## Exercise aim:
Pictures are excluded. Copy exactly, and only, the lines from the one containing "What React, TypeScript" through the one containing "const yLabels = ['850', '750', '650', '550', '400', '300'];", both ends included.

** begin Data shown **

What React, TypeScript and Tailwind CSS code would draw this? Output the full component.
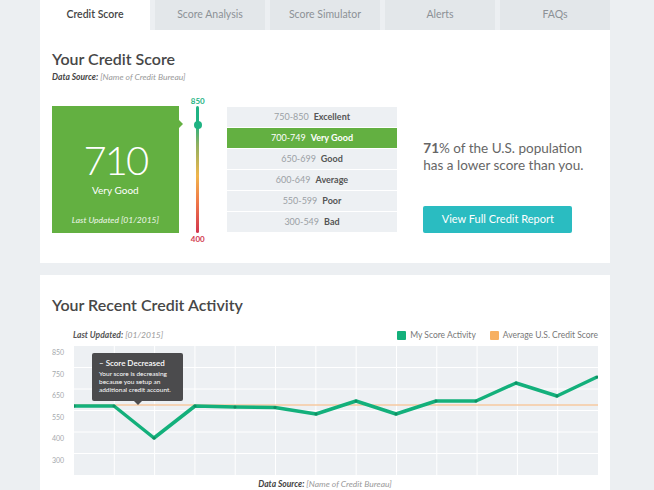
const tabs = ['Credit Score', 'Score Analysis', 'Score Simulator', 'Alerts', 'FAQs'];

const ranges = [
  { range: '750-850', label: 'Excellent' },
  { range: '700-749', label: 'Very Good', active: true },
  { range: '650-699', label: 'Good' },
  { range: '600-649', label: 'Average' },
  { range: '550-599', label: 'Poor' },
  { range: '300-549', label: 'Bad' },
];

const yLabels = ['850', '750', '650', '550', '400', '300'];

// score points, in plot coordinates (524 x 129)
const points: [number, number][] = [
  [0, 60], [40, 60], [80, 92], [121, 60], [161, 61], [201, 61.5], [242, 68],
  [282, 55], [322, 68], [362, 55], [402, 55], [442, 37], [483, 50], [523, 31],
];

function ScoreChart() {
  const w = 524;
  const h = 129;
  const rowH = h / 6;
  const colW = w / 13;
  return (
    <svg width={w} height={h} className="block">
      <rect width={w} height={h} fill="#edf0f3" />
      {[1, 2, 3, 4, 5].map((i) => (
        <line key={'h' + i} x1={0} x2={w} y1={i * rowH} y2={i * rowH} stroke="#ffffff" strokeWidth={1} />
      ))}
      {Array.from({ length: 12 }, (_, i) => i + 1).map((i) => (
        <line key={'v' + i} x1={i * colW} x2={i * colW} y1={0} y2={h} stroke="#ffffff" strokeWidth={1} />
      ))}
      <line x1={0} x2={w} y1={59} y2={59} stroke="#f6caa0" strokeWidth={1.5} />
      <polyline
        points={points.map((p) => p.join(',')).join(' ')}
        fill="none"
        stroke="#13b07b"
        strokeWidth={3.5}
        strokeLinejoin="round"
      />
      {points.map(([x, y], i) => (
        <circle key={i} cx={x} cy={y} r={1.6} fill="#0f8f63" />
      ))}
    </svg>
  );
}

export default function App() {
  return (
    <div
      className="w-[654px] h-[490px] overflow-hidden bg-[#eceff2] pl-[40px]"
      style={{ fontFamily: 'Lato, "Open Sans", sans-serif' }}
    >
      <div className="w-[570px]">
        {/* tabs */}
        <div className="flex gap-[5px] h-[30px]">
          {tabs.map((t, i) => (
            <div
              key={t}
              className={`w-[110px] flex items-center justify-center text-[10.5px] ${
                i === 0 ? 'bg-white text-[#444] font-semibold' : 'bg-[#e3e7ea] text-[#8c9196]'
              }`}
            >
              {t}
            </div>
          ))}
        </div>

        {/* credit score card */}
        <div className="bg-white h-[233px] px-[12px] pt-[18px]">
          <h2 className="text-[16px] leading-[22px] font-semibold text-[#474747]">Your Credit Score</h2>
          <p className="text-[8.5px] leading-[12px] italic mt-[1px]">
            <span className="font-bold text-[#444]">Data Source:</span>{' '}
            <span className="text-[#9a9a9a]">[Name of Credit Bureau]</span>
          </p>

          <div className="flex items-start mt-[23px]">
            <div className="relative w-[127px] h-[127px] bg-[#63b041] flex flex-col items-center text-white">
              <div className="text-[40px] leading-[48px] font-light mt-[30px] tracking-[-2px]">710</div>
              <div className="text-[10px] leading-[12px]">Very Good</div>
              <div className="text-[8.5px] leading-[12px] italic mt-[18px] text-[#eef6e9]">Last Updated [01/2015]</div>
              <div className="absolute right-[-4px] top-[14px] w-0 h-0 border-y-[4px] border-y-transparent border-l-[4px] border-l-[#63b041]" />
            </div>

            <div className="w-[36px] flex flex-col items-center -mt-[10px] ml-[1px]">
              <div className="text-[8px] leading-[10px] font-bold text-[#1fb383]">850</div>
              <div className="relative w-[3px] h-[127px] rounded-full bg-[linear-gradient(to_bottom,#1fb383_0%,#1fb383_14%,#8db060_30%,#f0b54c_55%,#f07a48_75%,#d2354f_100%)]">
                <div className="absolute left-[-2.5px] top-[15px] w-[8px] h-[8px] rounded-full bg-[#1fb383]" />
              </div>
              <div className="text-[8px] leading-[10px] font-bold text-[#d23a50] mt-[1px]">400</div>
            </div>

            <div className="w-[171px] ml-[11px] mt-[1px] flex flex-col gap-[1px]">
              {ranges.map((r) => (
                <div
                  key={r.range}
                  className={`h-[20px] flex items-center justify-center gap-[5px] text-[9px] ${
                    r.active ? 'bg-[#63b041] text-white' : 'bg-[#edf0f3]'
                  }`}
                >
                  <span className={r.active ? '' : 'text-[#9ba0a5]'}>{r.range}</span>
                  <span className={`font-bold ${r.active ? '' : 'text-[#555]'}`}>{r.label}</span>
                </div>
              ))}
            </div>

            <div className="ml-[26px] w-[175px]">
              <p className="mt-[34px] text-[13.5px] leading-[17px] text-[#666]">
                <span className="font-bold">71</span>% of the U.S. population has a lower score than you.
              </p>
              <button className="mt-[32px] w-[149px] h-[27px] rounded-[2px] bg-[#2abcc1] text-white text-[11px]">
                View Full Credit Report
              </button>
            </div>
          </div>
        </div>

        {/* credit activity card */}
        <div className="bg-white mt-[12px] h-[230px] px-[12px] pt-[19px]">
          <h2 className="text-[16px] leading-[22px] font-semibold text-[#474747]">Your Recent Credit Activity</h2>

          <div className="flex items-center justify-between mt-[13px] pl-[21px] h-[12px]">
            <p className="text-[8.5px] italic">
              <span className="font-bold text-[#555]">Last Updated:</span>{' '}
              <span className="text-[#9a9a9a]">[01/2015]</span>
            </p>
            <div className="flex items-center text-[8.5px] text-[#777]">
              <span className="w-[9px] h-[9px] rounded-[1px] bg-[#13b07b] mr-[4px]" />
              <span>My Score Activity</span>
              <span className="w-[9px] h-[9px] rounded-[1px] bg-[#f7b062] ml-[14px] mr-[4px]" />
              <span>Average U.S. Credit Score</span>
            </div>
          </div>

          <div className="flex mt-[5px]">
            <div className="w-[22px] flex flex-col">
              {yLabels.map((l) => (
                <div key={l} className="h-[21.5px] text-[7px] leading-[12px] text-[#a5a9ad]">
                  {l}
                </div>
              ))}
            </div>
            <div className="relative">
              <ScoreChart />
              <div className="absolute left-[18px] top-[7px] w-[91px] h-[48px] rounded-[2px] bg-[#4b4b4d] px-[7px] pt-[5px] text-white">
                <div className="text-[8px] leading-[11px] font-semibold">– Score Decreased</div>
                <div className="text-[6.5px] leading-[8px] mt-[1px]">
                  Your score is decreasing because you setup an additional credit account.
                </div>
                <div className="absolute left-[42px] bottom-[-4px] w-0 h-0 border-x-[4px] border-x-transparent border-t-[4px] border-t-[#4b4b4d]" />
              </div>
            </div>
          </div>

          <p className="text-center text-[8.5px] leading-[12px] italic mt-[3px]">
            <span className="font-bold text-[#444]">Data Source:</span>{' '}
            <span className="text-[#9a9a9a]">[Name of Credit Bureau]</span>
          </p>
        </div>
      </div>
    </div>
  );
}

** end Data shown **
** begin Data shown **

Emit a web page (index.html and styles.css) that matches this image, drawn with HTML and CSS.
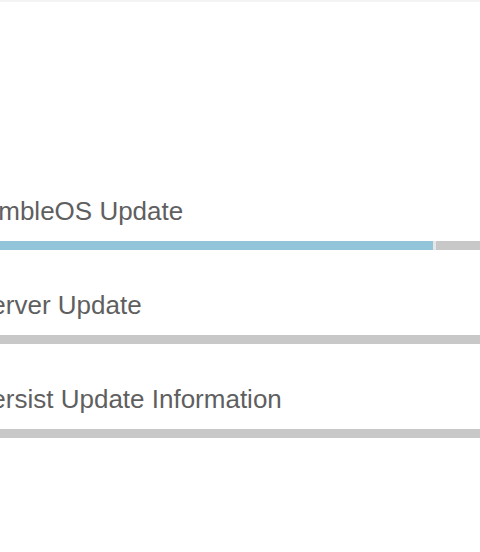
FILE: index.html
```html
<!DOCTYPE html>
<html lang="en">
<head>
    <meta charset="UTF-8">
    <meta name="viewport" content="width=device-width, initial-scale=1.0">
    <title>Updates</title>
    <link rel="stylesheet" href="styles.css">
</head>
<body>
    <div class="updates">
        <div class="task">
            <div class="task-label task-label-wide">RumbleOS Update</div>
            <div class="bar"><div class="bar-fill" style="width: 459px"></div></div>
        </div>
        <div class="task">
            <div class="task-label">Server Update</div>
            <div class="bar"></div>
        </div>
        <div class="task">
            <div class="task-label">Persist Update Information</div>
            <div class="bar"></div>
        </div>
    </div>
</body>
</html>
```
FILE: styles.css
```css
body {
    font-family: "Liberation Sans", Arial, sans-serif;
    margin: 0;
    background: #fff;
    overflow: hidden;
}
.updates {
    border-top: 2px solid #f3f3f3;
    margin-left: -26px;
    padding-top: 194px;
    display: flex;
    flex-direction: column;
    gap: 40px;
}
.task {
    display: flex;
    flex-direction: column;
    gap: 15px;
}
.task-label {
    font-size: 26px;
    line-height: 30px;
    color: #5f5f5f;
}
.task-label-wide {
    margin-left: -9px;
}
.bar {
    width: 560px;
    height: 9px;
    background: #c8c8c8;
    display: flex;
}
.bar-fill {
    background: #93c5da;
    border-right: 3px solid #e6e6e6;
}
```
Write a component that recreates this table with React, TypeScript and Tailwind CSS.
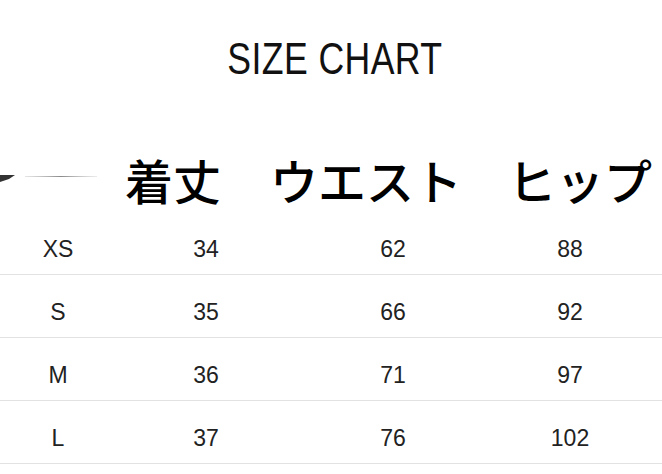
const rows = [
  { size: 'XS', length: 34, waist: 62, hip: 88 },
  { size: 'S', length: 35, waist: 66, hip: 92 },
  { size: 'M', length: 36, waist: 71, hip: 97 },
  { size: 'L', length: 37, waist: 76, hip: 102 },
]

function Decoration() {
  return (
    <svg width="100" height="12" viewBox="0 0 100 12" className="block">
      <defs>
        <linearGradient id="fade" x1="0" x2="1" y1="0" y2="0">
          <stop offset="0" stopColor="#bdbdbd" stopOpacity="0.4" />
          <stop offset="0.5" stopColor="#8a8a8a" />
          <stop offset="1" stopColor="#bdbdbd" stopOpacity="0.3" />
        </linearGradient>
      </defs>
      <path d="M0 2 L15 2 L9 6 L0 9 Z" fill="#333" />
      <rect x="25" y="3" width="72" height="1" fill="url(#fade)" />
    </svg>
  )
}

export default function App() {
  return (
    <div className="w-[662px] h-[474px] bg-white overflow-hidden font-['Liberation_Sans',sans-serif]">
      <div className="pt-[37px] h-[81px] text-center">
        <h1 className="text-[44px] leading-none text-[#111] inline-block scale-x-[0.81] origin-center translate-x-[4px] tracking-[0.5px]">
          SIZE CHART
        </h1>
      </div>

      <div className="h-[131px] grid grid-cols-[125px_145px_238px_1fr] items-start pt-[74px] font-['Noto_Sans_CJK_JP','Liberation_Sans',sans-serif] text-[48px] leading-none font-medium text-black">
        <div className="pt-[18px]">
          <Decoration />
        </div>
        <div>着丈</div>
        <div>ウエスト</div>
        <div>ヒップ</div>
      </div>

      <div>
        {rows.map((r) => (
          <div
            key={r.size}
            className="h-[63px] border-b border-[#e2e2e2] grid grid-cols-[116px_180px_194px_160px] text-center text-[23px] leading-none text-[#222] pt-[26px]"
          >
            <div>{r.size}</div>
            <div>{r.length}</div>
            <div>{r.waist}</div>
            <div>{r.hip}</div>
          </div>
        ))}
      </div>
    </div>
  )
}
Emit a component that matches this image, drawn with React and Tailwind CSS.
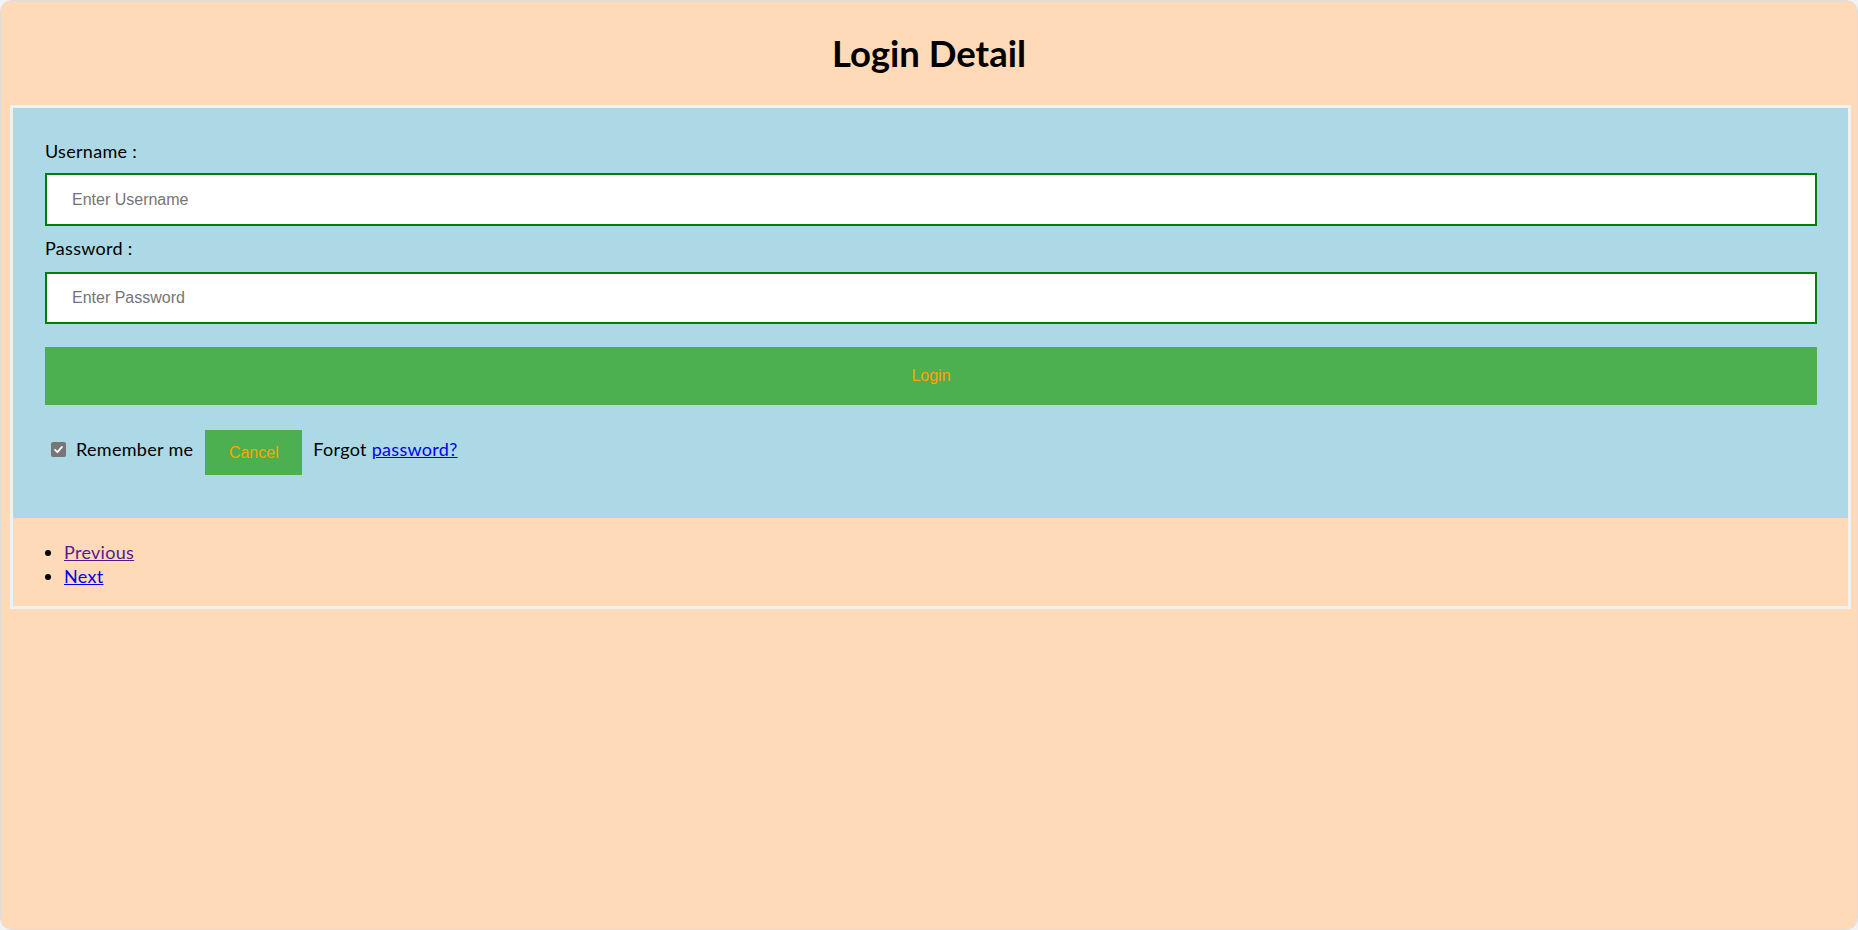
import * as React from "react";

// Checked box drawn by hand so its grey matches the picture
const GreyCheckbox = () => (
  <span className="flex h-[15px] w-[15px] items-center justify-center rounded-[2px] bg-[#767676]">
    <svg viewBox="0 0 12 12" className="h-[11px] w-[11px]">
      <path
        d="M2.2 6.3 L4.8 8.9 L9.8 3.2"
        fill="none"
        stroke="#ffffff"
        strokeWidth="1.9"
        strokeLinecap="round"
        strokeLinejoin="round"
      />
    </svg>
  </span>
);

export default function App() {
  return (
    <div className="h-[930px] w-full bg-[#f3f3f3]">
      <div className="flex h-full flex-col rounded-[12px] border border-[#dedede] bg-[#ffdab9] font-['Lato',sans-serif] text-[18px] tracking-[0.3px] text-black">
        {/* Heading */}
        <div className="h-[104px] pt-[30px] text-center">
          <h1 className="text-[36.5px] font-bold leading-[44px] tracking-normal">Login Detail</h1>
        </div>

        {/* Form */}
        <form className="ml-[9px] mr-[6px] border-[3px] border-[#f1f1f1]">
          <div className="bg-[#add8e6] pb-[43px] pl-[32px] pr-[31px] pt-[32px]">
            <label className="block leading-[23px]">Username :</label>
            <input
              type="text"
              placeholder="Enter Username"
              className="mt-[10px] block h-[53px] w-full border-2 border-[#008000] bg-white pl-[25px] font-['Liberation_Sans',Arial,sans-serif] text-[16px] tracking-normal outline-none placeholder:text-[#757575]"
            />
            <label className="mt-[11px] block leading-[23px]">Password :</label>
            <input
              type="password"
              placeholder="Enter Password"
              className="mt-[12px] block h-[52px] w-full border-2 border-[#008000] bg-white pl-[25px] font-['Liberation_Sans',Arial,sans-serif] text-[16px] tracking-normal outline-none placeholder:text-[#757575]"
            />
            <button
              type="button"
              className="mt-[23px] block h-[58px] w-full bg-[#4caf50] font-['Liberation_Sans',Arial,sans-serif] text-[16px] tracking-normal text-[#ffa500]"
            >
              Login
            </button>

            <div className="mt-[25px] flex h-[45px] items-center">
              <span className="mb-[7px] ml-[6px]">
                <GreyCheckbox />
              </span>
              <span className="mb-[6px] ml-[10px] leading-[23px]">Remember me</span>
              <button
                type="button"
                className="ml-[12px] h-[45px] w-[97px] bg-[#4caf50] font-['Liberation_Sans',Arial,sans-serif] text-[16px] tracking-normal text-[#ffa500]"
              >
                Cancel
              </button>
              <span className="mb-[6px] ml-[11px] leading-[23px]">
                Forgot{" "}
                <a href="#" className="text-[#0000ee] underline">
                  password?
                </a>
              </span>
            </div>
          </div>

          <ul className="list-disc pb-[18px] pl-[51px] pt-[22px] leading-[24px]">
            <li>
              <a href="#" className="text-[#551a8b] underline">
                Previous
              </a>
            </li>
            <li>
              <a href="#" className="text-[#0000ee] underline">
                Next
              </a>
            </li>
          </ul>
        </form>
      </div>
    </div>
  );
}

** end Data shown **

## Task result:
What React, TypeScript and Tailwind CSS code would draw this? Output the full component.
const tabs = ['Credit Score', 'Score Analysis', 'Score Simulator', 'Alerts', 'FAQs'];

const ranges = [
  { range: '750-850', label: 'Excellent' },
  { range: '700-749', label: 'Very Good', active: true },
  { range: '650-699', label: 'Good' },
  { range: '600-649', label: 'Average' },
  { range: '550-599', label: 'Poor' },
  { range: '300-549', label: 'Bad' },
];

const yLabels = ['850', '750', '650', '550', '400', '300'];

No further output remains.